>> START GIVEN RECORDS
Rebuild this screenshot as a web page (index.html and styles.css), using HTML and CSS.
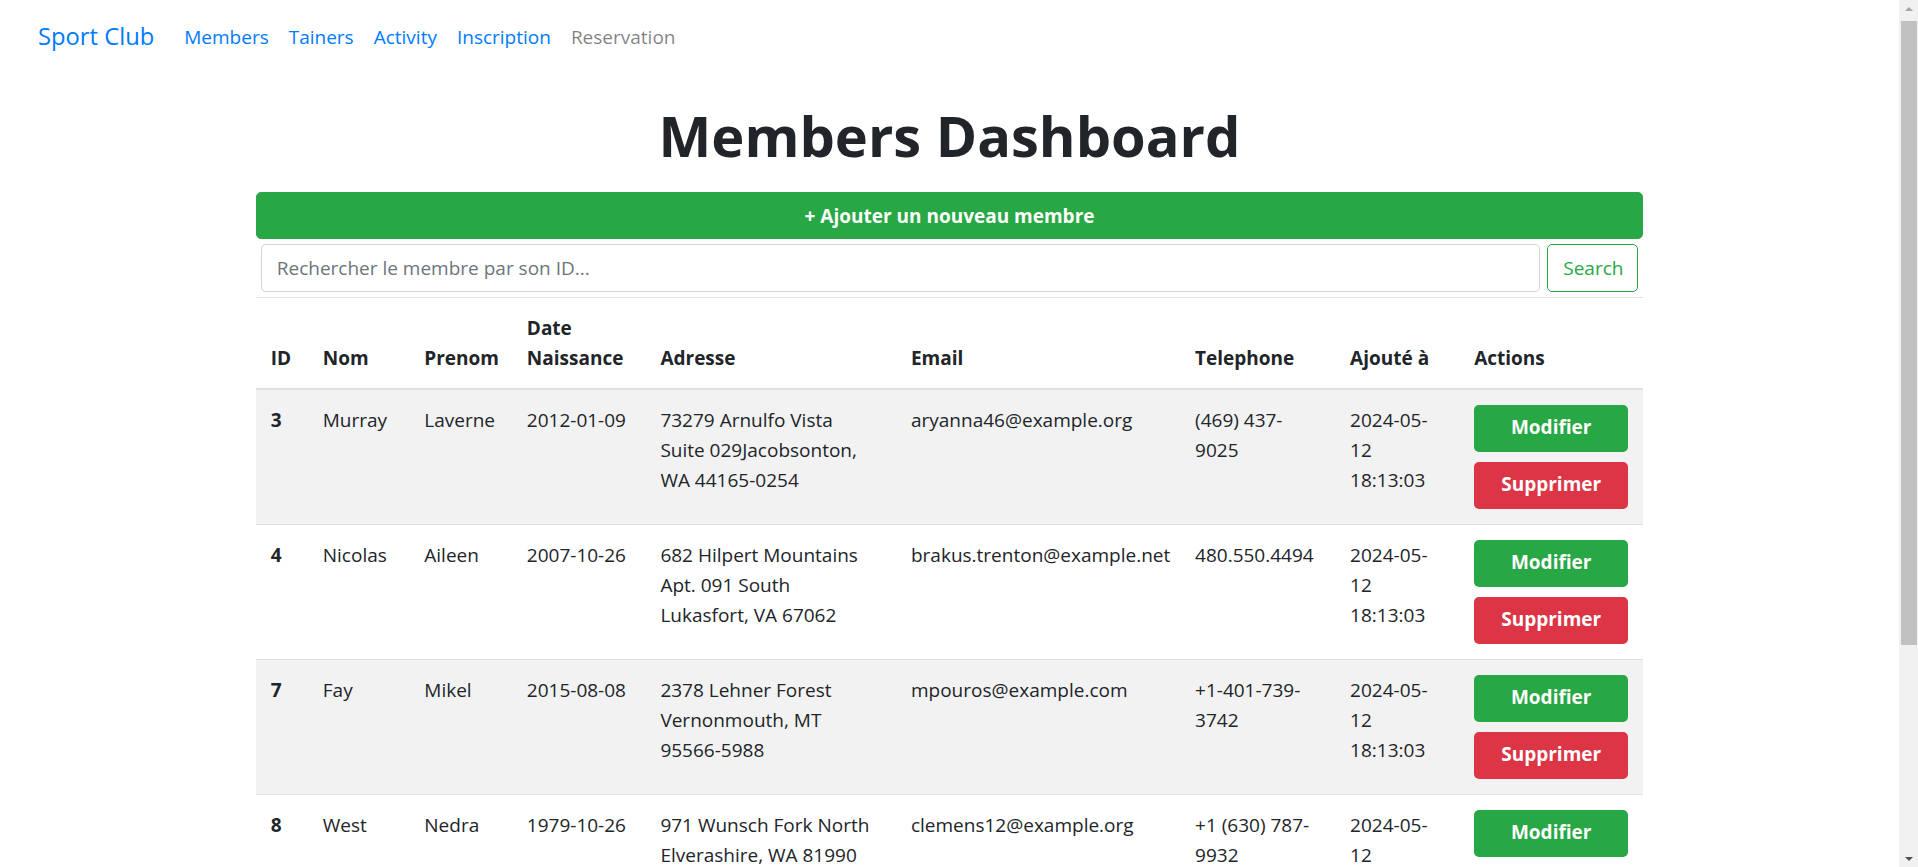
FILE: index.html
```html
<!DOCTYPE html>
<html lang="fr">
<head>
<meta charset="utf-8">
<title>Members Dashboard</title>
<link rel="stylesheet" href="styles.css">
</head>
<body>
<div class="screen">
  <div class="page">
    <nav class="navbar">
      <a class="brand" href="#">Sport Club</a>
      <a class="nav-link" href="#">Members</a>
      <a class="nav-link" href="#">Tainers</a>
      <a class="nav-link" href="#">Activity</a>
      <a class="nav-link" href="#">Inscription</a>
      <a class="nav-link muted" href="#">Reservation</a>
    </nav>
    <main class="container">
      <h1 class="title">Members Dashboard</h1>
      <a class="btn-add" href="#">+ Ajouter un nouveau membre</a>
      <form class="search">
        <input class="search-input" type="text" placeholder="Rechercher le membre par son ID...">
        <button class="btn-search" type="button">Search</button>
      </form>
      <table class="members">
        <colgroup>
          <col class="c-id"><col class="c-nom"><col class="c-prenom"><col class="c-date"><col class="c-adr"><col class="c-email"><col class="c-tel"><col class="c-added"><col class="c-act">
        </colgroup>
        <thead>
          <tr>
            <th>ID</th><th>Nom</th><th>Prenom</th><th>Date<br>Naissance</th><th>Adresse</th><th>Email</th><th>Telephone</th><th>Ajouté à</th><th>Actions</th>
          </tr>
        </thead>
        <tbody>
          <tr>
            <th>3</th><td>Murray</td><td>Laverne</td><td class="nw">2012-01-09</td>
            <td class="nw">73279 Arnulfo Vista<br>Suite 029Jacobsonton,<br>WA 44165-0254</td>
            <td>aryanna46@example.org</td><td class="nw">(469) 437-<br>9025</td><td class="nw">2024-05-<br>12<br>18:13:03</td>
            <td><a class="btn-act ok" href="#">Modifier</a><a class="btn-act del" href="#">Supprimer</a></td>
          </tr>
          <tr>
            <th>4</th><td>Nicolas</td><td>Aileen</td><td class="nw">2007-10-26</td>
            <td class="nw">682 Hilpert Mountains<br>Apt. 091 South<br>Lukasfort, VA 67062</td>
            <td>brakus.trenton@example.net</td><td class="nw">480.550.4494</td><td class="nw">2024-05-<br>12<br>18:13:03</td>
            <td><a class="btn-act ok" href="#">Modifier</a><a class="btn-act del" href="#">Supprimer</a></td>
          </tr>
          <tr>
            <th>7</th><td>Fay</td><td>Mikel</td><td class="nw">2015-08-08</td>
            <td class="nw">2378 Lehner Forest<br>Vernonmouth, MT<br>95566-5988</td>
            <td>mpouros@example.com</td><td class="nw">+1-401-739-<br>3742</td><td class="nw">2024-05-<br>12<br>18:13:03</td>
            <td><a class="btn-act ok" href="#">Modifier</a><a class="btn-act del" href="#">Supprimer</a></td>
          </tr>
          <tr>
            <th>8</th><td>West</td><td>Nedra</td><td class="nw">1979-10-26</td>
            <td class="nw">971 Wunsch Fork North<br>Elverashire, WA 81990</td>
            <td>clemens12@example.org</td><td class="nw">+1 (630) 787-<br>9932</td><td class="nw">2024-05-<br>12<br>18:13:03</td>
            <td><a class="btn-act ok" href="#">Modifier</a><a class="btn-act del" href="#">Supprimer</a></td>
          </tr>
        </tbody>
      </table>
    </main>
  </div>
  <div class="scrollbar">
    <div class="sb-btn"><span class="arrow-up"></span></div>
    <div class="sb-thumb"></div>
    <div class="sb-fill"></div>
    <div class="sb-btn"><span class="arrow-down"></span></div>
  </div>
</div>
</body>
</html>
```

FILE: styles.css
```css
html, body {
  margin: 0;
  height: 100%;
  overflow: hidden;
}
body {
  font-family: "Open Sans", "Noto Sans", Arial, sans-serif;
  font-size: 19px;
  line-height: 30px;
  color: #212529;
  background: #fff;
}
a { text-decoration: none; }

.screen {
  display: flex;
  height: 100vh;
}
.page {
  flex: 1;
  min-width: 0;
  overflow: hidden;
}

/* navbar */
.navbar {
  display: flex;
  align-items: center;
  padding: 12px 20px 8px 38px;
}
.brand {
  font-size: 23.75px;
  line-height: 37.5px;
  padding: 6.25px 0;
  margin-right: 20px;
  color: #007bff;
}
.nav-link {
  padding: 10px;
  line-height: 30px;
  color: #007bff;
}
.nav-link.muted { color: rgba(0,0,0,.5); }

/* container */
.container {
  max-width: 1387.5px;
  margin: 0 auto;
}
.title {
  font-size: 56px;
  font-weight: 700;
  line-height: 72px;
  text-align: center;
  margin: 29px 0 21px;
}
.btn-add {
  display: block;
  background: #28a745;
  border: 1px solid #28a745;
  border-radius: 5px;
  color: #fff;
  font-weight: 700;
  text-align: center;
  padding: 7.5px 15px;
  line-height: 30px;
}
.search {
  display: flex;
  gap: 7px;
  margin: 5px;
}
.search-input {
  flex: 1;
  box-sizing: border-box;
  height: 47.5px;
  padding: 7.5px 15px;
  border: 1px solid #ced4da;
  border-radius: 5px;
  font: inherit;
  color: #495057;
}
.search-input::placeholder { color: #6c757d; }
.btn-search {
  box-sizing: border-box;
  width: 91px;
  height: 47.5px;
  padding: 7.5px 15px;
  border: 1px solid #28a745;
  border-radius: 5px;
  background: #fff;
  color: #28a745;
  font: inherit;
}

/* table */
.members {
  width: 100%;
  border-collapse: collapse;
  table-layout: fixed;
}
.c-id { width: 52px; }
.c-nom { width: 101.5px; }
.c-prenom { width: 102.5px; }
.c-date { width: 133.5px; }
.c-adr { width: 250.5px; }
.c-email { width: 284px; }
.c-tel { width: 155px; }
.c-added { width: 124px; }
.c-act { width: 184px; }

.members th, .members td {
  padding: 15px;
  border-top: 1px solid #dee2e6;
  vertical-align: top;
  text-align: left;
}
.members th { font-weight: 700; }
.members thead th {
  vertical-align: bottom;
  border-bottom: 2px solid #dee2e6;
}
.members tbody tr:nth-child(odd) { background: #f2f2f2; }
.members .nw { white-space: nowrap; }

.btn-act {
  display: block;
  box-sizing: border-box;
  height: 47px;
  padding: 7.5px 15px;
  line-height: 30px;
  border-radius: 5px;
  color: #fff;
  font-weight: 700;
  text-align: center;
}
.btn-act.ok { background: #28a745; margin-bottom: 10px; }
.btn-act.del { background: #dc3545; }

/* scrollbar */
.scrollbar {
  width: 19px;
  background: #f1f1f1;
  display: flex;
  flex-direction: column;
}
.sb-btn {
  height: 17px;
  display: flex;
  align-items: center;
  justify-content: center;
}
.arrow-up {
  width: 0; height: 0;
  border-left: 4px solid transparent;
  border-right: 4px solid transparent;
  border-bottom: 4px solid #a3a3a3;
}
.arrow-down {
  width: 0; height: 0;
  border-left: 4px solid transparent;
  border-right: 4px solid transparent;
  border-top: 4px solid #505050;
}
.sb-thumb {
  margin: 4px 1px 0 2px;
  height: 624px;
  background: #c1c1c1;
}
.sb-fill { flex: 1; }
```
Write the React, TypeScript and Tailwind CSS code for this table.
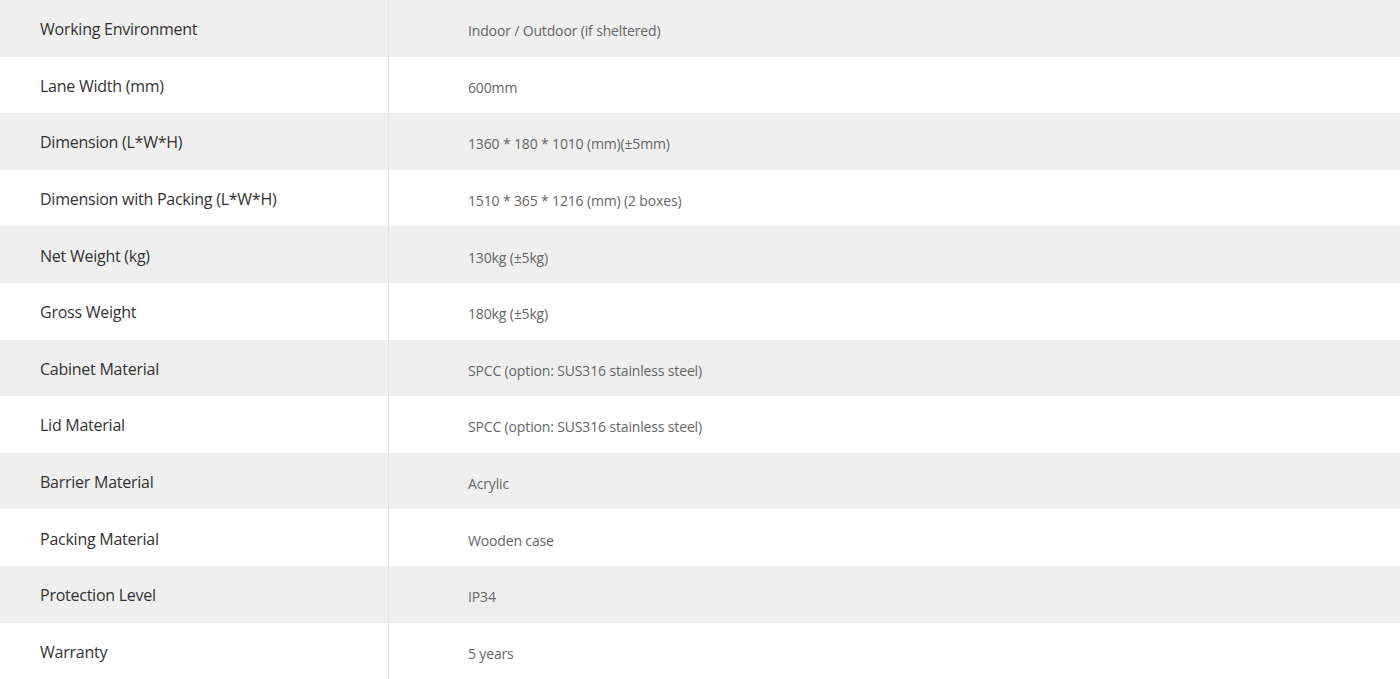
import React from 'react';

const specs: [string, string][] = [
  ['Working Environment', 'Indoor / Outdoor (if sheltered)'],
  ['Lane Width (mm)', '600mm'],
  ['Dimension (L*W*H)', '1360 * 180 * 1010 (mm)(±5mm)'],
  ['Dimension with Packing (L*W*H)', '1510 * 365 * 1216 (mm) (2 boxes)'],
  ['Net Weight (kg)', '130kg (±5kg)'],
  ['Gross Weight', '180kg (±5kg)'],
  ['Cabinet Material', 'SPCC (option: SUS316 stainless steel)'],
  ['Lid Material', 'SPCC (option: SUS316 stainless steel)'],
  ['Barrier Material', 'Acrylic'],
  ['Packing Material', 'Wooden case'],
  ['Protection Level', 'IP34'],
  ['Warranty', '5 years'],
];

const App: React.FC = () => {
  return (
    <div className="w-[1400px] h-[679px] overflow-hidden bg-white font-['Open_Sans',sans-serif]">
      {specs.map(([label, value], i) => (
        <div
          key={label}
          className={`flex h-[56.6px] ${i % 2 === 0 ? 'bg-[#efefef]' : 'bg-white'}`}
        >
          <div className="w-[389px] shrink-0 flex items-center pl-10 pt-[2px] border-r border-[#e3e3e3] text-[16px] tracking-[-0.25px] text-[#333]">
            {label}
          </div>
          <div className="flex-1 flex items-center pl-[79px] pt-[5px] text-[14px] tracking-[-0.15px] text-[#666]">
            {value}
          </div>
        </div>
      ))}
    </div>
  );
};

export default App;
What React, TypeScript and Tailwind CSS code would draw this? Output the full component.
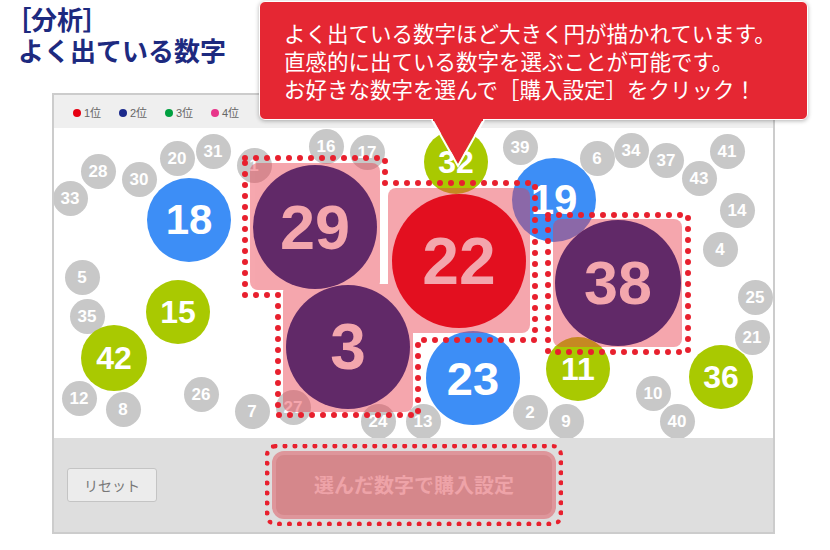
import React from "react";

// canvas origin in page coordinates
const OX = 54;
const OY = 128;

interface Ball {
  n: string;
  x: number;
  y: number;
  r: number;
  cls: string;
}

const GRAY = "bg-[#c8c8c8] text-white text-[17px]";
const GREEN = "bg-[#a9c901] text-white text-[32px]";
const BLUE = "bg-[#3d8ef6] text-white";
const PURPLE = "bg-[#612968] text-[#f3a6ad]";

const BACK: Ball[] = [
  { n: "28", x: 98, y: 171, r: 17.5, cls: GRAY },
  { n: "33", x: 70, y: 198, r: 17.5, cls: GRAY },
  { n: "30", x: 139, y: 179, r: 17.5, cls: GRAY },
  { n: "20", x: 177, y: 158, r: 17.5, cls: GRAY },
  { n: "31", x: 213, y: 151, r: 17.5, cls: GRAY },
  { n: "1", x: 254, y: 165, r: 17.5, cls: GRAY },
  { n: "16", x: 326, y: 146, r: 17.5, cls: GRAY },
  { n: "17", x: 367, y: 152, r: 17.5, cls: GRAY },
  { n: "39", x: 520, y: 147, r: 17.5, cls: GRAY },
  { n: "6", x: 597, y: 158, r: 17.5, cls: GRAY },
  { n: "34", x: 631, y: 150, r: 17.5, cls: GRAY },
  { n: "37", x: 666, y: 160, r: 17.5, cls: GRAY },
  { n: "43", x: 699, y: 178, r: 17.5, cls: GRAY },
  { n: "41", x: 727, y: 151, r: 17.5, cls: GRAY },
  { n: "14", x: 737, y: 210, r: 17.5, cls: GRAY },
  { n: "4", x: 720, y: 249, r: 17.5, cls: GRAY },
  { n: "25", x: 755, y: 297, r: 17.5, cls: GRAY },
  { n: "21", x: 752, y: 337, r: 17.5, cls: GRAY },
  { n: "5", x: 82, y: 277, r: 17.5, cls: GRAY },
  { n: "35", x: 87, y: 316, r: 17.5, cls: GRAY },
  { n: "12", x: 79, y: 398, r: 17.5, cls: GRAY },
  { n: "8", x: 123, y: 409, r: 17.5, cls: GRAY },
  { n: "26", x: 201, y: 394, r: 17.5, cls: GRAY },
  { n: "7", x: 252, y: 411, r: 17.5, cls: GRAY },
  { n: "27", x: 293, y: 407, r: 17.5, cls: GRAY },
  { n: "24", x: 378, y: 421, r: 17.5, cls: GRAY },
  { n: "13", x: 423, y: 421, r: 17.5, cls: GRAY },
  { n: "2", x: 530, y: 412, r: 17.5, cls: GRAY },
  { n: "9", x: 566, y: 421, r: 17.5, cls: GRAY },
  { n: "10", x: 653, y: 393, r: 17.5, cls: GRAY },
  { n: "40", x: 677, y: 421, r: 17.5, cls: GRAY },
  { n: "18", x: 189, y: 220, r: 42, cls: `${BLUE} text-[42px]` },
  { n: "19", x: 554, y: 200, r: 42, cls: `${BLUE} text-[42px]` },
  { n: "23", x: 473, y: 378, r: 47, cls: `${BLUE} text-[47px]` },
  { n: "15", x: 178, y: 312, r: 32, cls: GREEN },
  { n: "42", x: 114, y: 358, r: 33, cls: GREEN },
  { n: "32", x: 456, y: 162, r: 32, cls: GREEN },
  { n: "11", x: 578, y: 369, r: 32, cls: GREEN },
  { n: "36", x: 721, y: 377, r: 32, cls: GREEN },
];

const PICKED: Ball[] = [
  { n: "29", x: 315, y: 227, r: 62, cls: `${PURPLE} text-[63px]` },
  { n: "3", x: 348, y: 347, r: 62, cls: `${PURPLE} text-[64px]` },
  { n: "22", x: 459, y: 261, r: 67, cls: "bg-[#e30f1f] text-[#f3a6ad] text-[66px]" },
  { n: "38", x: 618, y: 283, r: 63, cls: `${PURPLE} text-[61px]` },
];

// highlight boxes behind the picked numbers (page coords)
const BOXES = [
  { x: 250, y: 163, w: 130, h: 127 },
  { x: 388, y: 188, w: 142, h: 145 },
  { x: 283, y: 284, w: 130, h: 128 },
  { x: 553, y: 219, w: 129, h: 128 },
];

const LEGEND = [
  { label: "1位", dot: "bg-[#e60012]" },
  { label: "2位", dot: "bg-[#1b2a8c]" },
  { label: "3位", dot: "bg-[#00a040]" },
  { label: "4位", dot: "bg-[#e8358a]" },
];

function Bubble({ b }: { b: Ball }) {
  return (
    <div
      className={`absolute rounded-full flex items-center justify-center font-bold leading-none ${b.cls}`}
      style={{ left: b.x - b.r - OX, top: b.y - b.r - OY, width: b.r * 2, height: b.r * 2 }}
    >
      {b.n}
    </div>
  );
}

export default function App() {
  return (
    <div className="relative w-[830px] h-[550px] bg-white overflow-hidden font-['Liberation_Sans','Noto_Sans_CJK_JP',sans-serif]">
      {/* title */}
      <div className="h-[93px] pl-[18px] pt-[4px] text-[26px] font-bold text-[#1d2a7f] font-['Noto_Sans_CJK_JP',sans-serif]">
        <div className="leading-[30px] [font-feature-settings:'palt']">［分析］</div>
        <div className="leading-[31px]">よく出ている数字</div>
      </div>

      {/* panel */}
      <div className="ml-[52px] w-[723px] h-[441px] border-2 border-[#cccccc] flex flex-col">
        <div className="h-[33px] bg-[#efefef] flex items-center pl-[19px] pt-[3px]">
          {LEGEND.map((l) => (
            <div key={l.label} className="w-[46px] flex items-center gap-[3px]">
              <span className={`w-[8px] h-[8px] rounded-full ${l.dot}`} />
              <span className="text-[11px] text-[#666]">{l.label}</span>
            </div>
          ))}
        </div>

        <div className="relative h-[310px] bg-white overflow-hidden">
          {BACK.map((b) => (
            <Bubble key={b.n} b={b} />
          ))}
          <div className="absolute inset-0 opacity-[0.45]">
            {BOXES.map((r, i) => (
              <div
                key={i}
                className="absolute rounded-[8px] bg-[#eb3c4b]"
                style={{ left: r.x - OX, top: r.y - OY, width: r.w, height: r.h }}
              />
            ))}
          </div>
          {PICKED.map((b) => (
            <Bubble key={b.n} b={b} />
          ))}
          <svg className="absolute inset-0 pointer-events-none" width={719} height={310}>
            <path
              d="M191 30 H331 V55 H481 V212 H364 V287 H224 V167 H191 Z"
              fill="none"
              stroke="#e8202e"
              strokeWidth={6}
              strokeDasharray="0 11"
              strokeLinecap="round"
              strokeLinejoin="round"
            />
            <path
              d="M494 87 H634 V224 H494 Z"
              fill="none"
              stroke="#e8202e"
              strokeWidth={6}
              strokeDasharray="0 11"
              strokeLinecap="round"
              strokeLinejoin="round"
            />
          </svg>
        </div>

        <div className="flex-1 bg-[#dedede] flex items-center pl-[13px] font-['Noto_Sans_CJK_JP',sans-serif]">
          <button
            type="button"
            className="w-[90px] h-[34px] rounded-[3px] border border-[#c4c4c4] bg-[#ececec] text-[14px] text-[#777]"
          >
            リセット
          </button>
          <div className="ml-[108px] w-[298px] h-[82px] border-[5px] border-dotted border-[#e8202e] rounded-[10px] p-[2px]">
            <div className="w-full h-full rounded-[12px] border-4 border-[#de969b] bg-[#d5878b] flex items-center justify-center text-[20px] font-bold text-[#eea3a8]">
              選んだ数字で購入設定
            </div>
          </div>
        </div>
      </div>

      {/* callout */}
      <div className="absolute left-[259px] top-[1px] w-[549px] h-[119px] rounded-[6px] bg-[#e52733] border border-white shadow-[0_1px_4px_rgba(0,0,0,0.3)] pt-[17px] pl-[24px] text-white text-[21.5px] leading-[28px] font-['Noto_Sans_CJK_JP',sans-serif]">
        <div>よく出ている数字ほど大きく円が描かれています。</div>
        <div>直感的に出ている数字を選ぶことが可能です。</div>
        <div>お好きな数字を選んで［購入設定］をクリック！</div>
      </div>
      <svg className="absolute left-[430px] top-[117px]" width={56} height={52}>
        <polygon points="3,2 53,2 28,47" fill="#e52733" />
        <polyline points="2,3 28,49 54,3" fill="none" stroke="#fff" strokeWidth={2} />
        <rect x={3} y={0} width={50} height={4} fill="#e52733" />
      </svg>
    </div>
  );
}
>> END GIVEN RECORDS
(EXERCISE GOAL) Take each line of the material that contains the word "table" and list it.

(OUTPUT OF THE TASK)
      <table class="members">
      </table>
/* table */
  table-layout: fixed;
Write the React, TypeScript and Tailwind CSS code for this table.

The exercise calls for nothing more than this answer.